Due anni d'attesa per il secondo lavoro degli Alt-J; un biennio per confermare o smentire le attese, per ritagliarsi un posto d'eccezione nell'affollata costellazione delle piccole-grandi band alle porte del mainstream. In buona sostanza, per non toppare l'approccio al secondo album che, a detta di tutti, è sempre il più difficile.
Iniziamo subito con un paio di doverose premesse. "This Is All Yours" non è affatto un disco brutto, ma non è neanche quel capolavoro totale che in molti, forse non proprio a ragione, si aspettavano. Quella che ascolterete in questi cinquanta minuti sarà la cronaca sfocata e rarefatta di un viaggio verso (e attraverso) la città giapponese di Nara, suggestivo rimando alla libertà dell'uomo e all'eterno legame con la natura che lo circonda e, spesso, lo distrugge.
E come la metropolitana emancipazione dei cervi di Nara, animali venerati nell'antica capitale nipponica e lasciati liberi di girare indisturbati per i parchi della città, anche noi avvertiamo a tratti un senso di arcaica e viscerale emancipazione dalla nostra frenetica quotidianità, specialmente negli episodi più riflessivi e acustici del disco.

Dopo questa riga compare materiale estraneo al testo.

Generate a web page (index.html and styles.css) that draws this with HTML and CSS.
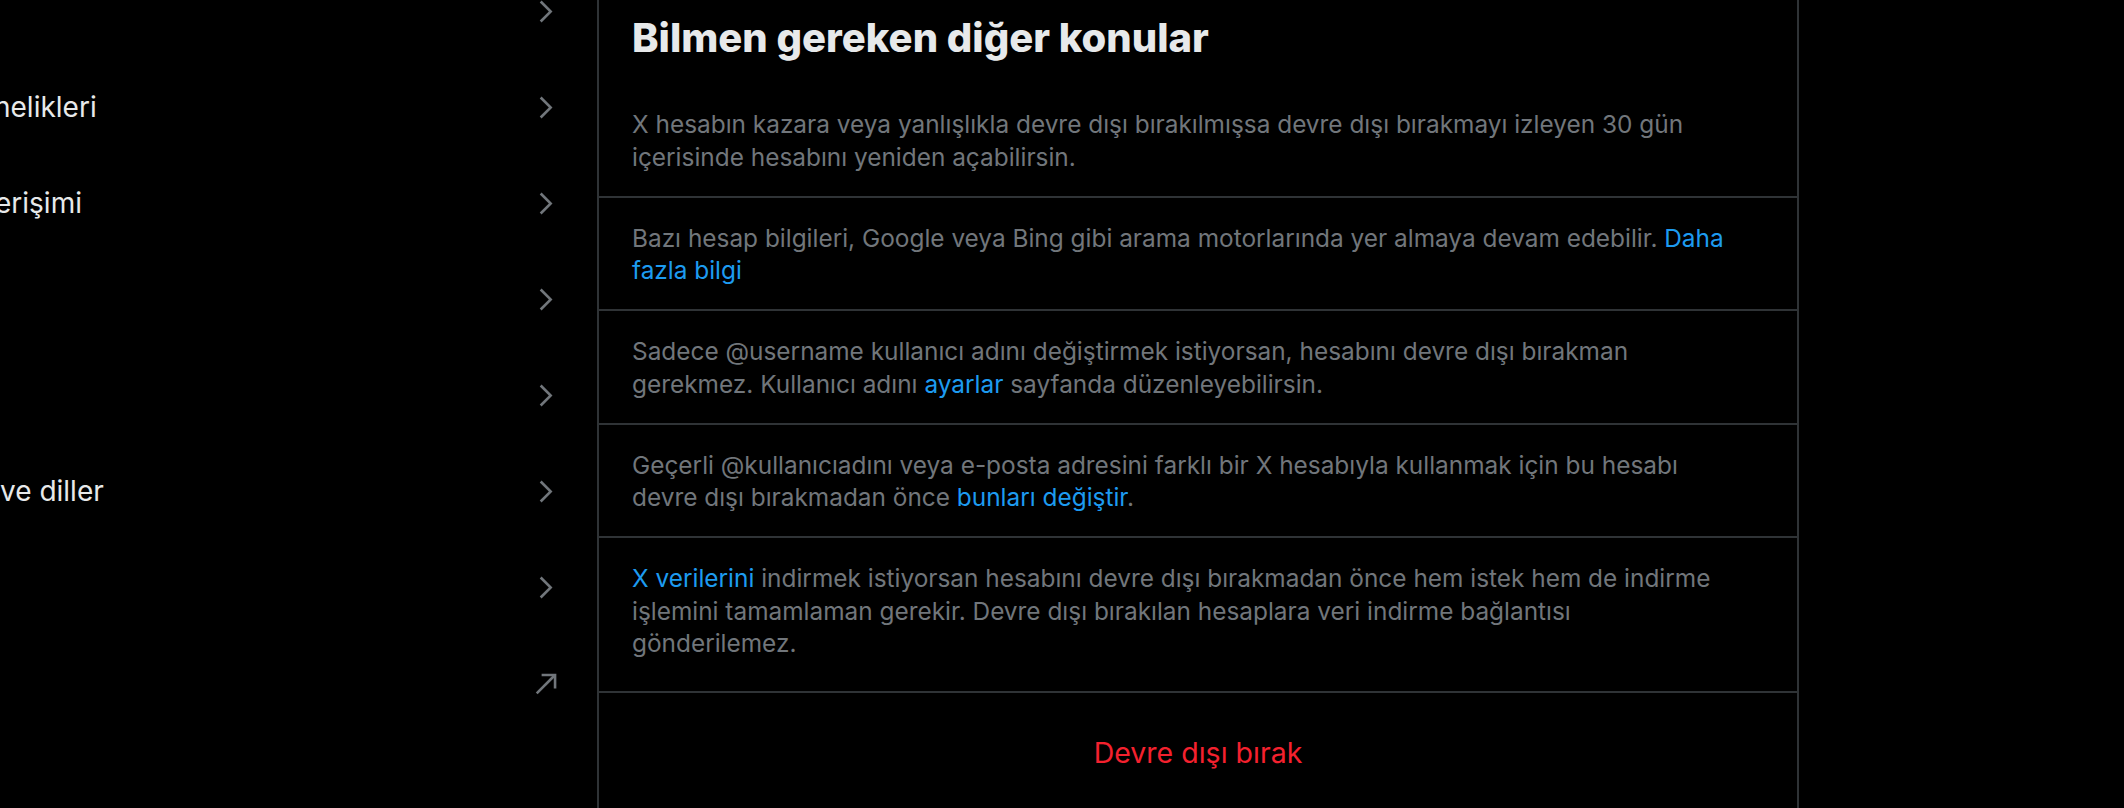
FILE: index.html
```html
<!DOCTYPE html>
<html lang="tr">
<head>
<meta charset="utf-8">
<title>Hesabını devre dışı bırak</title>
<link rel="stylesheet" href="styles.css">
</head>
<body>
<div class="page">
  <nav class="sidebar">
    <ul class="nav">
      <li class="nav-row"><span class="nav-label"></span><svg class="icon" viewBox="0 0 24 24"><path d="M14.586 12L7.543 4.96l1.414-1.42L17.414 12l-8.457 8.46-1.414-1.42L14.586 12z"/></svg></li>
      <li class="nav-row"><span class="nav-label cut-lg">nelikleri</span><svg class="icon" viewBox="0 0 24 24"><path d="M14.586 12L7.543 4.96l1.414-1.42L17.414 12l-8.457 8.46-1.414-1.42L14.586 12z"/></svg></li>
      <li class="nav-row"><span class="nav-label cut-md">erişimi</span><svg class="icon" viewBox="0 0 24 24"><path d="M14.586 12L7.543 4.96l1.414-1.42L17.414 12l-8.457 8.46-1.414-1.42L14.586 12z"/></svg></li>
      <li class="nav-row"><span class="nav-label"></span><svg class="icon" viewBox="0 0 24 24"><path d="M14.586 12L7.543 4.96l1.414-1.42L17.414 12l-8.457 8.46-1.414-1.42L14.586 12z"/></svg></li>
      <li class="nav-row"><span class="nav-label"></span><svg class="icon" viewBox="0 0 24 24"><path d="M14.586 12L7.543 4.96l1.414-1.42L17.414 12l-8.457 8.46-1.414-1.42L14.586 12z"/></svg></li>
      <li class="nav-row"><span class="nav-label cut-sm">ve diller</span><svg class="icon" viewBox="0 0 24 24"><path d="M14.586 12L7.543 4.96l1.414-1.42L17.414 12l-8.457 8.46-1.414-1.42L14.586 12z"/></svg></li>
      <li class="nav-row"><span class="nav-label"></span><svg class="icon" viewBox="0 0 24 24"><path d="M14.586 12L7.543 4.96l1.414-1.42L17.414 12l-8.457 8.46-1.414-1.42L14.586 12z"/></svg></li>
      <li class="nav-row"><span class="nav-label"></span><svg class="icon icon-stroke" viewBox="0 0 24 24"><path d="M5.2 19.6L18.6 6.2"/><path d="M9 5.4h10.4v10.4"/></svg></li>
    </ul>
  </nav>
  <main class="main">
    <h2 class="title">Bilmen gereken diğer konular</h2>
    <p class="item">X hesabın kazara veya yanlışlıkla devre dışı bırakılmışsa devre dışı bırakmayı izleyen 30 gün içerisinde hesabını yeniden açabilirsin.</p>
    <p class="item">Bazı hesap bilgileri, Google veya Bing gibi arama motorlarında yer almaya devam edebilir. <a class="link" href="#">Daha fazla bilgi</a></p>
    <p class="item">Sadece @username kullanıcı adını değiştirmek istiyorsan, hesabını devre dışı bırakman gerekmez. Kullanıcı adını <a class="link" href="#">ayarlar</a> sayfanda düzenleyebilirsin.</p>
    <p class="item">Geçerli @kullanıcıadını veya e-posta adresini farklı bir X hesabıyla kullanmak için bu hesabı devre dışı bırakmadan önce <a class="link" href="#">bunları değiştir</a>.</p>
    <p class="item item-last"><a class="link" href="#">X verilerini</a> indirmek istiyorsan hesabını devre dışı bırakmadan önce hem istek hem de indirme işlemini tamamlaman gerekir. Devre dışı bırakılan hesaplara veri indirme bağlantısı gönderilemez.</p>
    <div class="action"><button class="danger" type="button">Devre dışı bırak</button></div>
  </main>
</div>
</body>
</html>
```

FILE: styles.css
```css
html, body {
  margin: 0;
  padding: 0;
  background: #000;
  height: 808px;
  overflow: hidden;
}

body {
  font-family: Inter, Roboto, "Liberation Sans", Arial, sans-serif;
  color: #e7e9ea;
}

.page {
  display: flex;
  align-items: flex-start;
  height: 808px;
  overflow: hidden;
}

.sidebar {
  width: 597px;
  flex-shrink: 0;
  overflow: hidden;
}

.nav {
  list-style: none;
  margin: -37px 0 0 0;
  padding: 0;
}

.nav-row {
  height: 96px;
  display: flex;
  align-items: center;
  justify-content: space-between;
  padding-right: 36px;
}

.nav-label {
  font-size: 28px;
  color: #e7e9ea;
  white-space: nowrap;
}

.cut-lg { margin-left: -6px; }
.cut-md { margin-left: -5px; }
.cut-sm { margin-left: 0; }

.icon {
  width: 31px;
  height: 31px;
  fill: #71767b;
  flex-shrink: 0;
}

.icon-stroke {
  fill: none;
  stroke: #71767b;
  stroke-width: 2;
}

.main {
  width: 1202px;
  flex-shrink: 0;
  box-sizing: border-box;
  border-left: 2px solid #2f3336;
  border-right: 2px solid #2f3336;
  min-height: 808px;
}

.title {
  margin: 0;
  padding: 14px 33px 22px;
  font-size: 40px;
  line-height: 48px;
  font-weight: 800;
  color: #e7e9ea;
}

.item {
  margin: 0;
  padding: 24px 67px 22.6px 33px;
  font-size: 24.4px;
  line-height: 32.5px;
  color: #71767b;
  border-bottom: 2px solid #2f3336;
}

.item-last {
  padding-bottom: 31.5px;
}

.link {
  color: #1d9bf0;
  text-decoration: none;
}

.action {
  display: flex;
  justify-content: center;
  padding-top: 42px;
}

.danger {
  background: none;
  border: 0;
  padding: 0;
  font-family: inherit;
  font-size: 28.5px;
  line-height: 36px;
  color: #f4212e;
  cursor: pointer;
}
```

Un ritorno alle origini, una fuga dal caos opulento della città. Queste sono le coordinate e gli intenti di "This Is All Yours". E così ci lasciamo prendere per mano dall'alt-folk scheletrico di "Pusher", dai toccanti barocchismi pastorali di "Warm Foothills", dall'arrivo e dalla finale dipartita dal lontano Giappone ("Arrival In Nara" e "Leaving Nara"), cullati dolcemente da vocalizzi e melodie diluite e dilatate che tradiscono un palese ancorché apprezzato richiamo a Bon Iver e Fleet Foxes.
Dicevamo quindi del contatto con la natura e con la storia più o meno antica. Un approccio sottolineato dagli echi medievali che emergono in "Every Other Freckle" (riuscito cortocircuito spazio-temporale fra gli antichi villaggi inglesi e la caotica modernità delle nostre metropoli) e dai sample di campane, uccelli e insetti che ci riportano alle scene bucoliche dei Grandchester Meadows, tanto per restare in tema con Cambridge e con "quell'altra band dei triangoli".
Le atmosfere si fanno più scure e sintetiche nel singolone "Hunger Of The Pine", impreziosito (?) dal campionamento di un verso di Miley Cyrus, mentre l'ariosa orchestrazione di "Bloodflood pt.II" contiene talmente tanti richiami a sonorità diverse (Daughter, Sigur Rós, Four Tet) che alla fine non riesce a darsi dei contorni ben definiti e rimane nell'odioso limbo del "vorrei ma non posso".
E così, forse, abbiamo identificato il vero problema degli Alt-J. Una band certamente dotata di potenzialità, di coraggio e di quella giusta dose di coolness facilmente spendibile, ma che fatica ancora a trovare il proprio personale focus creativo. Questo "This Is All Yours", se per certi versi può esser considerato un album più maturo e profondo rispetto al suo predecessore, proprio per questo suona ancora troppo annacquato, distante e, a tratti, addirittura capzioso. Provate ad ascoltare "Choice Kingdom" senza sbadigliare, per tacere dell'insipido ed evitabilissimo blues-rock di "Left Hand Free".
Nonostante queste considerazioni all'apparenza distruttive, restano gli sparuti bagliori e le emozioni evocate da piccole gemme come "Nara" e la già citata "Warm Foothills". Ecco perché la tanto temuta "prova del due", seppur parzialmente, può dirsi superata.